In the fall many ducks migrate south, such as the mallard the most common of the puddler duck family and my most favorite to hunt. They have many names such as greenhead because of their emerald green heads that put on an eye catching display in the morning.

mallard

I think that the best way to see these magnificent animals is to get up early in the morning and set up a blind on a river bank, lake side, by a pond or just in a corn or bean field while warming up with a nice warm cup of hot chocolate and wait or call them in with a duck call. My favorite thing to do is hunt them but I often get side tracked watching because of their gracefulness while falling from the sky or just watching the way they act around each other.

I try to hunt in an area with an abundant food supply like a flooded forest full of oak trees, seeing how acorns are some of their favorite foods.

But don’t forget to just take some time to watch them.


Doves

By: Skyler R.
Mourning Dove
Doves are a very popular bird; they are found in 48 different states. Doves are found in every county in Missouri.

Doves in Missouri migrate in two different directions. Doves in Eastern Missouri go southwest. Doves in the western part of Missouri go to states like Texas, Mexico, and Central America.

The diet of doves consists of a variety of seeds, acorns, peas, beans, and insects. Out of all the plants doves prefer millet and sunflower.

You can hunt doves from September 1 through November 9. The shooting hours are 30 minutes before sunrise to sunset. The limit for a day is 12 doves.

I have only been dove hunting once but it was a blast but you have to be careful because they can be anywhere! We spooked quite a lot of them because we didn’t know they were sitting on top of the hill. We saw most of the doves in bean fields and sitting on power lines. When you go dove hunting you want to wear camouflage because if you don’t the doves will most likely see you. Then you probably won’t get a good shot at them.

This is some very interesting facts about doves.
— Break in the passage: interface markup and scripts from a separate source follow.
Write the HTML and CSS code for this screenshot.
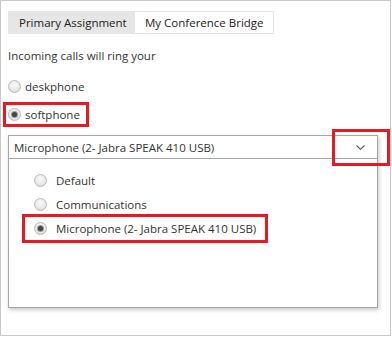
FILE: index.html
```html
<!DOCTYPE html>
<html>
<head>
<meta charset="utf-8">
<link rel="stylesheet" href="styles.css">
</head>
<body>
<div class="frame">
  <div class="tabs">
    <div class="tab tab-active">Primary Assignment</div>
    <div class="tab tab-other">My Conference Bridge</div>
  </div>
  <div class="prompt">Incoming calls will ring your</div>
  <div class="radio-row first"><span class="radio"></span><span>deskphone</span></div>
  <div class="radio-row hl-soft"><span class="radio checked"></span><span>softphone</span></div>
  <div class="select">
    <div class="select-head">
      <span>Microphone (2- Jabra SPEAK 410 USB)</span>
      <svg class="chev" width="9" height="5" viewBox="0 0 9 5"><path d="M0.5 0.5 L4.5 4.3 L8.5 0.5" fill="none" stroke="#555" stroke-width="1.1"/></svg>
      <span class="hl-chev"></span>
    </div>
    <div class="options">
      <div class="option"><span class="radio"></span><span>Default</span></div>
      <div class="option"><span class="radio"></span><span>Communications</span></div>
      <div class="option hl-mic"><span class="radio checked"></span><span>Microphone (2- Jabra SPEAK 410 USB)</span></div>
    </div>
  </div>
</div>
</body>
</html>
```
FILE: styles.css
```css
html, body { margin: 0; padding: 0; background: #fff; }
.frame {
  width: 391px; height: 336px; box-sizing: border-box;
  border: 1px solid #c8c8c8;
  padding: 10px 0 0 7px;
  font-family: "Open Sans", "Noto Sans", sans-serif;
  font-size: 11.5px; color: #333;
}
.tabs { display: flex; height: 23px; }
.tab { display: flex; align-items: center; box-sizing: border-box; color: #222; }
.tab-active { background: #e6e6e6; width: 127px; padding-left: 11px; }
.tab-other { border: 1px solid #e4e4e4; border-left: none; width: 139px; padding-left: 10px; }
.prompt { margin-top: 14px; line-height: 16px; }
.radio-row { display: flex; align-items: center; gap: 4px; height: 28px; position: relative; }
.radio-row.first { margin-top: 8px; }
.radio {
  width: 13px; height: 13px; box-sizing: border-box; border-radius: 50%;
  border: 1px solid #b9b9b9;
  background: radial-gradient(circle at 50% 35%, #fafafa 0%, #e8e8e8 55%, #d6d6d6 100%);
  display: flex; align-items: center; justify-content: center; flex: none;
}
.radio.checked::after {
  content: ""; width: 5px; height: 5px; border-radius: 50%;
  background: #444; box-shadow: 0 0 0 1px #999;
}
.hl-soft::after {
  content: ""; position: absolute; left: -5px; top: 2px; width: 86px; height: 25px;
  box-sizing: border-box; border: 3px solid #e51a25;
}
.select {
  margin-top: 7px; width: 370px; height: 173px; box-sizing: border-box;
  border: 1px solid #a6a6a6; box-shadow: 1px 2px 4px rgba(0,0,0,0.22);
}
.select-head {
  height: 23px; box-sizing: border-box; border-bottom: 1px solid #a6a6a6;
  display: flex; align-items: center; justify-content: space-between;
  padding: 0 12px 0 5px; position: relative;
}
.chev { display: block; }
.hl-chev {
  position: absolute; left: 323px; top: -7px; width: 58px; height: 37px;
  box-sizing: border-box; border: 3px solid #e51a25;
}
.options { padding-top: 9px; }
.option { display: flex; align-items: center; gap: 9px; height: 24px; padding-left: 25px; position: relative; }
.hl-mic::after {
  content: ""; position: absolute; left: 13px; top: -2px; width: 246px; height: 29px;
  box-sizing: border-box; border: 3px solid #e51a25;
}
```
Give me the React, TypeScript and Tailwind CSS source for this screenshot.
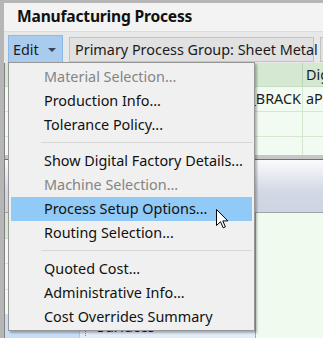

If you hunt doves be careful and be safe o yeah I almost forgot have fun!!


Chickadee- Fun to See, More Fun to Say

By: Mikeal T.

The chickadee is a very interesting little bird. This blog is going to be about the Black-capped chickadee. The bird has a solid black cap or top of head, with white cheeks, an off gray back, white stomach, dark gray wings, and a long tail. The males and females look alike except males are a little longer and bigger.

Black-capped Chickadee

An interesting fact about the chickadee is that in the cold it lowers its temperature 10 to 15 degrees Fahrenheit to save energy. Also in general the bird does not migrate.

The chickadee is a very curious little bird too. They will not stick around to eat though, they take their food elsewhere. They also fly in flocks with a bouncy up and down flight. The bird can be found anywhere that there is a tree or shrub, and nest in mostly birch or alder trees. The chickadee has to be one of my favorite little birds because they are simply awesome.